I'd draw a line at generating queries that are more trivial than "get a record by field" as ORM. Below that is just syntatic sugar over raw SQL.

It's extremely easy to write SQL queries that take a lot longer than they look like - an unindexed full table scan looks exactly the same as an indexed join, for example, whereas in a good ORM they will look different. So as far as I can see writing SQL manually is just extra drudgery for no real gain.
I don't know.

Hand-written SQL means a bunch of work and you have to know SQL. But it is simple and transparent.

ORMs automate a lot of simple and repetitive SQL, but to use them effectively you really have to know SQL extremely well and understand the ORM deeply as well.

So I guess it depends on what you are doing. ORMs can be useful but they require a lot more knowledge to use effectively than hand-coded SQL does.

> ORMs automate a lot of simple and repetitive SQL, but to use them effectively you really have to know SQL extremely well and understand the ORM deeply as well.

I'm not sure. You need to know the relational model pretty well, but you don't have to remember the zillions of quirks and edge cases or differences between dialects that SQL has. IME that's what takes most of the memorization effort.

> an unindexed full table scan looks exactly the same as an indexed join, for example, whereas in a good ORM they will look different

ORM queries compile down to SQL, so how would they look different?

Typescript compiles down to Javascript but an unchecked cast looks different from a known-safe assignment in Typescript even though they look the same in Javascript.
We're talking about something that exists at the query planner level, not a new feature introduced on top of that. Whether to use an index or a table scan isn't chosen by the user, it's chosen by the engine when the SQL is run. ORMs don't have any special hook to "look different" - if the database engine wants to do a full table scan, it'll do it whether the query came from manual SQL or an ORM, because they look the same to the database.
Depending on the database, the ORM may well add hints for the planner (of course it's theoretically possible to do that for manual queries as well, but it's usually verbose and database-specific).

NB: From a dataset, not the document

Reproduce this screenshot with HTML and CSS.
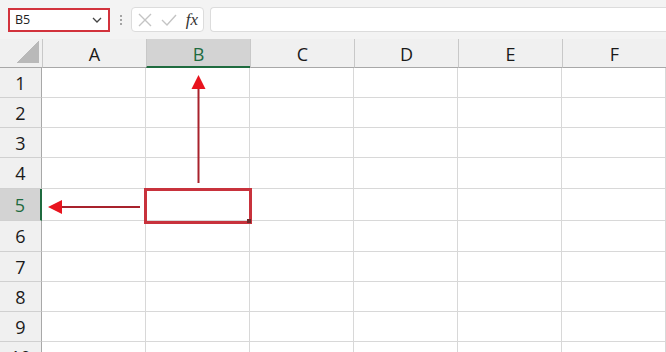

At a minimum the ORM has a model of what indices exist and so it can know which queries "should" be using an index, and may even have an internal model of how the query planner makes those decisions; of course ultimately if the query planner is perverse enough then even an automated system may not be able to get it to do the right thing.
An ORM is about more than mapping results to types, in Djangos case you get a powerful DDL generator, migration management, constraint validation when saving, DB portability, ...
Automated migration management is probably the most important part of Django's ORM.
ORMs generally give you a lot of nice things, and you usually (always??) can just write pure SQL and use the models you've defined (and all those nice things).

So, use an ORM, but write SQL if you want? Sounds like a good idea, actually.

You're on the right side of the bell-curve meme my friend, but there are a lot more people in the thick-framework camp who spend their days getting lost in the complexity of ORMs and related tech...
It's more like the world is not black and white, engineering problems don't have "The perfect solution, the rest is trash", but rather "this problem has multiple solutions, depending on context, some have these tradeoffs and the others have these".

In this particular case, it might not be worth to trade speed of having to think about SQL for performance (today or tomorrow). Maybe you're building something that will just be used by 2-3 people, so 1+N isn't really a issue.

Or whatever, the conclusion as always is: it depends.

I agree it depends, but my hot take is almost universally the time people like to say ORMs save them they end up paying back in spades debugging them. Learn SQL!
I really think it is more a matter of exposure and familiarity than bell-curve positioning. If any backend engineer with 1 year of ORM experience had spent that year instead becoming familiar with SQL, the speed bump would be practically nil.